Select from the records below every line that has the word "screenshot" in it.
============================================================
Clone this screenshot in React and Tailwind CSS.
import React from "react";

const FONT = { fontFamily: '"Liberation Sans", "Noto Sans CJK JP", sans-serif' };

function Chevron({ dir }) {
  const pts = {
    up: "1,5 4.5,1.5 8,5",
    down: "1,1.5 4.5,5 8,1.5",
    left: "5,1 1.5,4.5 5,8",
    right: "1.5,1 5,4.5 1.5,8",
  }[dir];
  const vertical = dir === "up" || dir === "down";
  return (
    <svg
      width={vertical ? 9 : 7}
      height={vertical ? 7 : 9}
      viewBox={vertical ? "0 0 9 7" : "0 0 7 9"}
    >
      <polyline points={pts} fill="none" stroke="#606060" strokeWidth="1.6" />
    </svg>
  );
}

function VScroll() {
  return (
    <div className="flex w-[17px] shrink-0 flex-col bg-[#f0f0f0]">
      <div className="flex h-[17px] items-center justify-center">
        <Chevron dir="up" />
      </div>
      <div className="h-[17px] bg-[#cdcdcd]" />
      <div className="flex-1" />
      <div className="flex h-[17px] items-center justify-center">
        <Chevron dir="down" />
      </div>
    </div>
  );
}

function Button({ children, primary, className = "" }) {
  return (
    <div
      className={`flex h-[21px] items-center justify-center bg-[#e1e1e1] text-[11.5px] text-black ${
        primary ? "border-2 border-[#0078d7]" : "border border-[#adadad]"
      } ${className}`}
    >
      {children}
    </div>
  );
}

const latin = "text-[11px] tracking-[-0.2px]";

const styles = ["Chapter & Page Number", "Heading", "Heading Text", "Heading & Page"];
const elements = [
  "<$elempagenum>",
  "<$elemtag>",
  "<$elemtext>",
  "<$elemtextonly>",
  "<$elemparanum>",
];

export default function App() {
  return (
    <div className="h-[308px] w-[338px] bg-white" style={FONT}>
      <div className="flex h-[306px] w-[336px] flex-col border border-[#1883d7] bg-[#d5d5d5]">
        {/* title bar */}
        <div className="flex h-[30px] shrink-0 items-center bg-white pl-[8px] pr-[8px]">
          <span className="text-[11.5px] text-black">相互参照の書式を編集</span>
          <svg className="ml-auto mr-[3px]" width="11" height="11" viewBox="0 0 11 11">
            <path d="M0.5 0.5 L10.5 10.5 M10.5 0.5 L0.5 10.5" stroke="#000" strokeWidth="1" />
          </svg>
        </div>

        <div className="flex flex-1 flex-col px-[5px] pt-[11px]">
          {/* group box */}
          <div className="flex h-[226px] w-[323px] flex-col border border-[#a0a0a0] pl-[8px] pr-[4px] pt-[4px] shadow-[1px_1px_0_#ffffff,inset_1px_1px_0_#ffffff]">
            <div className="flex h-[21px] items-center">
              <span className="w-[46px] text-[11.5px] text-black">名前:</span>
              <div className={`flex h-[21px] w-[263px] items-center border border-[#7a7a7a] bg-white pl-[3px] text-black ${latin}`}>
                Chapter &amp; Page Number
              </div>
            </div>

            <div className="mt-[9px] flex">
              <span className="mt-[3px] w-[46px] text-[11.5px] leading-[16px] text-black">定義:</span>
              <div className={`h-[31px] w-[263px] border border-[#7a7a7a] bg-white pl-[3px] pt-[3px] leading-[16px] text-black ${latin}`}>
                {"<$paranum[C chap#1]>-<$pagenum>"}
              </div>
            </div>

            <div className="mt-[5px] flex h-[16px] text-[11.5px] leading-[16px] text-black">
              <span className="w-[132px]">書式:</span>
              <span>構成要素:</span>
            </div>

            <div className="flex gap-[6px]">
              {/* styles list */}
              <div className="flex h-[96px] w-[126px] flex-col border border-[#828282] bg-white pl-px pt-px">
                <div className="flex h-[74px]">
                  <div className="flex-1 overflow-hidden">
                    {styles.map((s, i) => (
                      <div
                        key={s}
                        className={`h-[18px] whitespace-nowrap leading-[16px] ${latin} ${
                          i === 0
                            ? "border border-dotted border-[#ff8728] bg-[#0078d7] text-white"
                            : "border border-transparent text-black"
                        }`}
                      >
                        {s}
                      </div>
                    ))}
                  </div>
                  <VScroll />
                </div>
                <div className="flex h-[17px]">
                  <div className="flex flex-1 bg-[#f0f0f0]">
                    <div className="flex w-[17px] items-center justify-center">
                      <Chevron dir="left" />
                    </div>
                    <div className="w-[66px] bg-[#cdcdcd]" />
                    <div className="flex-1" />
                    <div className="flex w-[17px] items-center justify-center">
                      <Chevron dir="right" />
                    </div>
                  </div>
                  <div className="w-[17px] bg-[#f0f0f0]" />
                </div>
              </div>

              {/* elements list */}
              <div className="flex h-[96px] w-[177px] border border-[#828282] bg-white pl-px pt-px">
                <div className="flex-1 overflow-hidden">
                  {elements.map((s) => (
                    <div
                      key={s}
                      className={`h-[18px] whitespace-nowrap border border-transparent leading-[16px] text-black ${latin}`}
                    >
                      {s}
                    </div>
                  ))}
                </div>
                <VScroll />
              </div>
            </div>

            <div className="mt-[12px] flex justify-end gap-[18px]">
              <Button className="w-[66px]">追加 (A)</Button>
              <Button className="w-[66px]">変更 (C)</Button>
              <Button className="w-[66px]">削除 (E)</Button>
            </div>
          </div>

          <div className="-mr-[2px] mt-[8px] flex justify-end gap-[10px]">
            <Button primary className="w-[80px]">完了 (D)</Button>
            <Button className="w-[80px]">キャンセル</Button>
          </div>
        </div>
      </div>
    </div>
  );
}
============================================================
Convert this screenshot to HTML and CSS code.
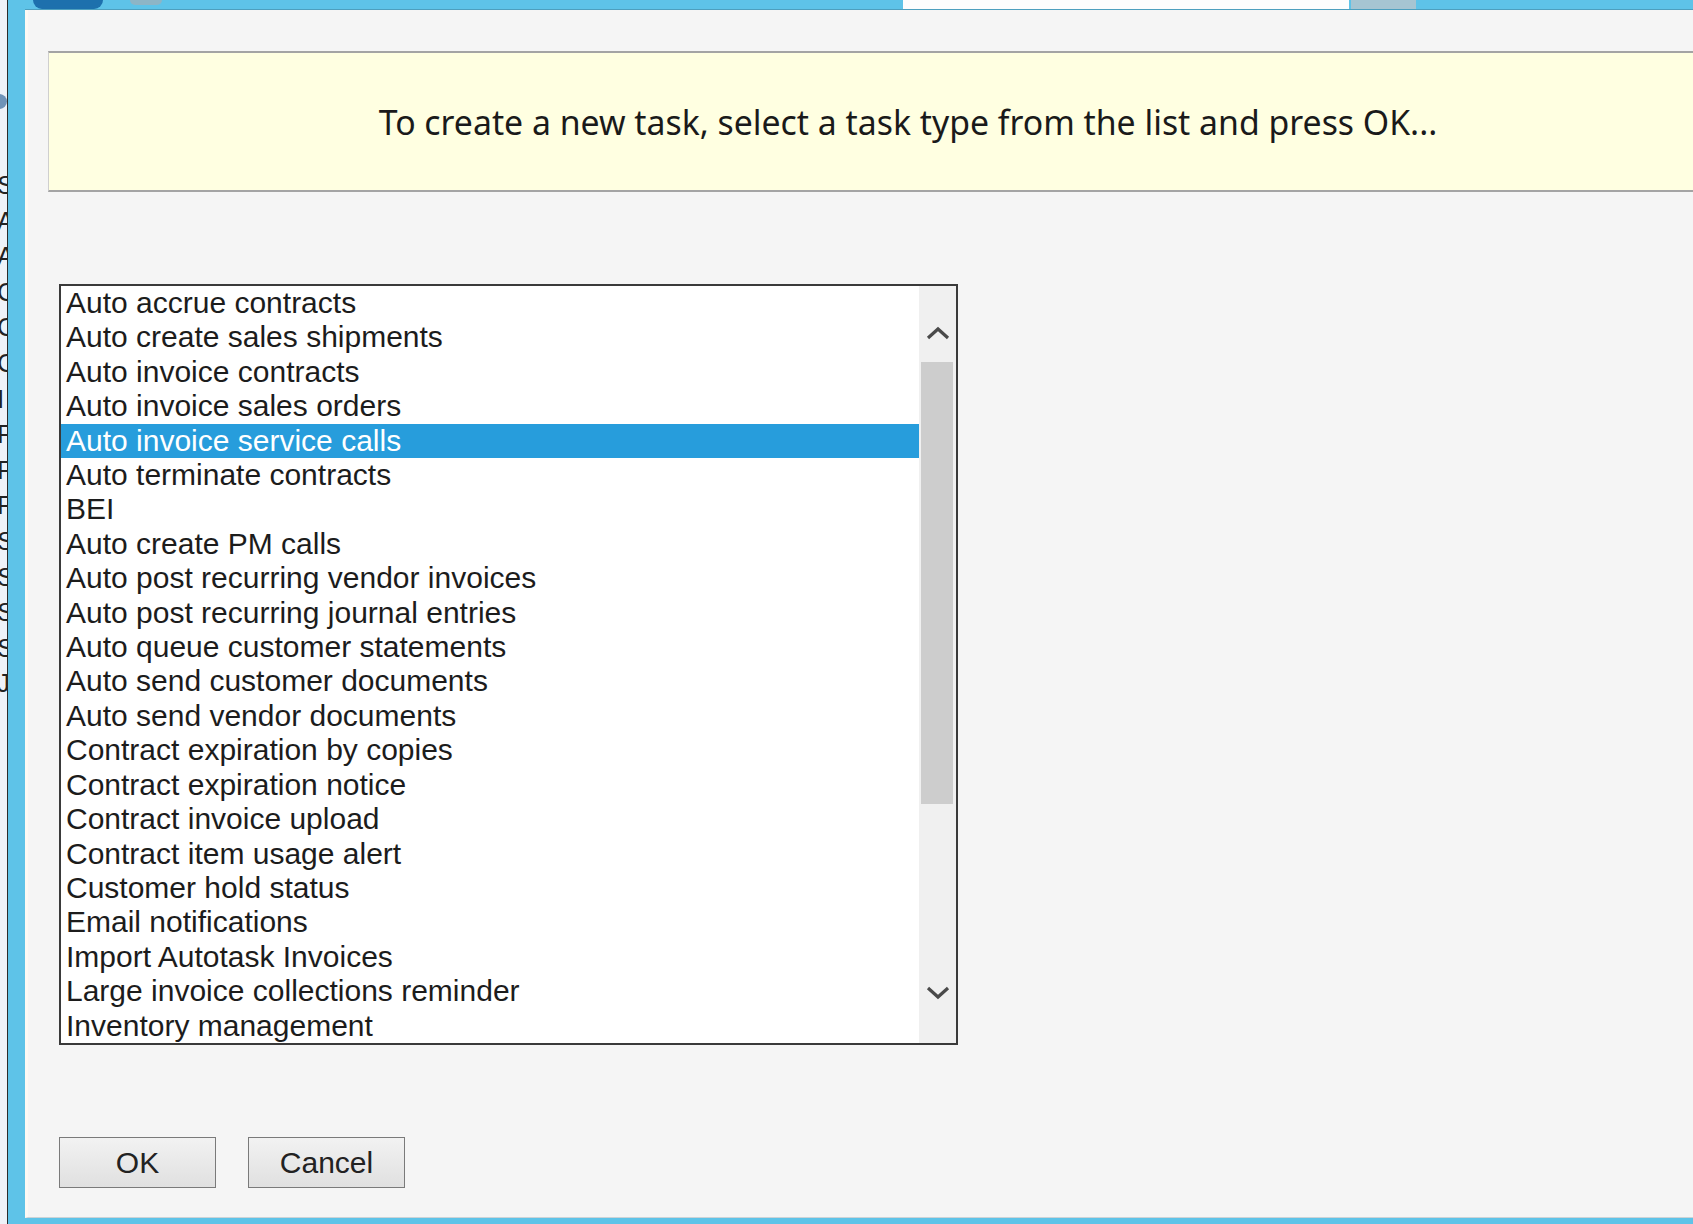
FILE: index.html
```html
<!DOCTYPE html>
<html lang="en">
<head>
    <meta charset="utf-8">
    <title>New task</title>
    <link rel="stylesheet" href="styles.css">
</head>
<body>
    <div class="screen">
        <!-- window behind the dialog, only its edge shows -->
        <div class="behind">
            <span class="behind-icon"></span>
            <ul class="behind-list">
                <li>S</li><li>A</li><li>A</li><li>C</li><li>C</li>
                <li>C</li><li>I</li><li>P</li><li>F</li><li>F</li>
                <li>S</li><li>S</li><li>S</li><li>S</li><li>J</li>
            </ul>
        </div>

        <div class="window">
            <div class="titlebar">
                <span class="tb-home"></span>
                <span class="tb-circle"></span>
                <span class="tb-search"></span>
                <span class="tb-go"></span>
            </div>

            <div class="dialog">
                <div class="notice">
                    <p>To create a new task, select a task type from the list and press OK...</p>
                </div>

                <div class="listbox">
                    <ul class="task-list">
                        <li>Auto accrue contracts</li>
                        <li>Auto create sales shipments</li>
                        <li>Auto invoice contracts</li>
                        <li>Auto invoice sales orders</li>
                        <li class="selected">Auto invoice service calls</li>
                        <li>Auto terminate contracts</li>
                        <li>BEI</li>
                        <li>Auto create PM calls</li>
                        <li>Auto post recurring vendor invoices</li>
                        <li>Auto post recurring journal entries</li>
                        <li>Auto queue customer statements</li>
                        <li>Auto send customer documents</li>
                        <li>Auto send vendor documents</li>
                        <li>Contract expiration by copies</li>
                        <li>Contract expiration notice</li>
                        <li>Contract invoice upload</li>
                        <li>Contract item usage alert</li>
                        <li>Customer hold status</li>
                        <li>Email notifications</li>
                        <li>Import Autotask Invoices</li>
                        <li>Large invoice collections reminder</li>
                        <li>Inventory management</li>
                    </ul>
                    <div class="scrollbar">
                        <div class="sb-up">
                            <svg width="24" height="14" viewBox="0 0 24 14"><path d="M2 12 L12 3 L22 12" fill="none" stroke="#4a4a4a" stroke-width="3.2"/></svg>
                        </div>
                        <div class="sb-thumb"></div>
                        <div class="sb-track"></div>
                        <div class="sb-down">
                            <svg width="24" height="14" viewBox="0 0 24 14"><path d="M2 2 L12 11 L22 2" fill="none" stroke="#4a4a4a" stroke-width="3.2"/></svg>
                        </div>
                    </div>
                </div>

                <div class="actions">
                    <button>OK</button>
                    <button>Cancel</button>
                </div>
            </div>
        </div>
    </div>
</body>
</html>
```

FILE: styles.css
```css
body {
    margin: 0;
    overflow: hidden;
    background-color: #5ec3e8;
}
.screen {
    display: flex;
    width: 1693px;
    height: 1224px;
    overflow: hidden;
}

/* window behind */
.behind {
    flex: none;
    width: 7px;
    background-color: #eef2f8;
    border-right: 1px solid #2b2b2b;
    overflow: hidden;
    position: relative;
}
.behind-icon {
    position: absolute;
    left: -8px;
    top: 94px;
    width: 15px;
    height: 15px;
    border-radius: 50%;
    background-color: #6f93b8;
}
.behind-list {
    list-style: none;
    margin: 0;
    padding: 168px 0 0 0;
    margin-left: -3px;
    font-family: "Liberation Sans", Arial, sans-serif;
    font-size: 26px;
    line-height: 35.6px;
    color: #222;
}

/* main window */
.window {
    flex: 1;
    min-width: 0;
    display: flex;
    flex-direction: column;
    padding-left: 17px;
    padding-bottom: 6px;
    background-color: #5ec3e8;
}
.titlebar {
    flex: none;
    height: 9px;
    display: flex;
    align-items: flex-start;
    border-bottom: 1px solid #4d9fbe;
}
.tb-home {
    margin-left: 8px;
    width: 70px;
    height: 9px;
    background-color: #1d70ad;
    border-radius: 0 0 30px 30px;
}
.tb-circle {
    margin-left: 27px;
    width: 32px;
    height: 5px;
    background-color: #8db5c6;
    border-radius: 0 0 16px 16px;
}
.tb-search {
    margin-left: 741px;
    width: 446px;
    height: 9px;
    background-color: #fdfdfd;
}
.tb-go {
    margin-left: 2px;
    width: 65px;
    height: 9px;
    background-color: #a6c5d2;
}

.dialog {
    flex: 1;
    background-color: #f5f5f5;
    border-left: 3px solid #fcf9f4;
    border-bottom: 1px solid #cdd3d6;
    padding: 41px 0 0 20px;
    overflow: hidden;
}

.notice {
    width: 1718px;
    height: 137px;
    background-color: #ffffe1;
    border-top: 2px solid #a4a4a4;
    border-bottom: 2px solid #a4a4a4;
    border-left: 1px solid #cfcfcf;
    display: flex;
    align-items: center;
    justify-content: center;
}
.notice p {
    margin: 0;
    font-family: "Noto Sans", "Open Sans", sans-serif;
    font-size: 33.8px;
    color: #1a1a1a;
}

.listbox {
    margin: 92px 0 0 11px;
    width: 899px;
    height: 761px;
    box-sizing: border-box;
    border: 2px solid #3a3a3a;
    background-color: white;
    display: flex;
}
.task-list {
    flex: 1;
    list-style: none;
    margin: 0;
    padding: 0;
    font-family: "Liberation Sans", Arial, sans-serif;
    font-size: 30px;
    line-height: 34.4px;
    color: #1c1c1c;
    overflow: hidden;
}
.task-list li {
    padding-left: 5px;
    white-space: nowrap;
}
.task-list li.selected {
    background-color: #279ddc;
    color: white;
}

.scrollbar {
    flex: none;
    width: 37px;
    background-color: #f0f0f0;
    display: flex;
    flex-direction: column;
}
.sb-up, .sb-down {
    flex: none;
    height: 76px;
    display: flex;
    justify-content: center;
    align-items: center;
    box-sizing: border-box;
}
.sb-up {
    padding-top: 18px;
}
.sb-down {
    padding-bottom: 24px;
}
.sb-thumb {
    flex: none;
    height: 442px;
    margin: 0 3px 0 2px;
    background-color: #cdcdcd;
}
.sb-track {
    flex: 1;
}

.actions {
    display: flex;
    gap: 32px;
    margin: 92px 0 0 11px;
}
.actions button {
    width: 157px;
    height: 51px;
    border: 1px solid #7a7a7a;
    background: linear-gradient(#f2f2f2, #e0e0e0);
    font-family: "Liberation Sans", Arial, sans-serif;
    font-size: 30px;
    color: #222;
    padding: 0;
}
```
============================================================
__CORRECT ANSWER__:
Clone this screenshot in React and Tailwind CSS.
Convert this screenshot to HTML and CSS code.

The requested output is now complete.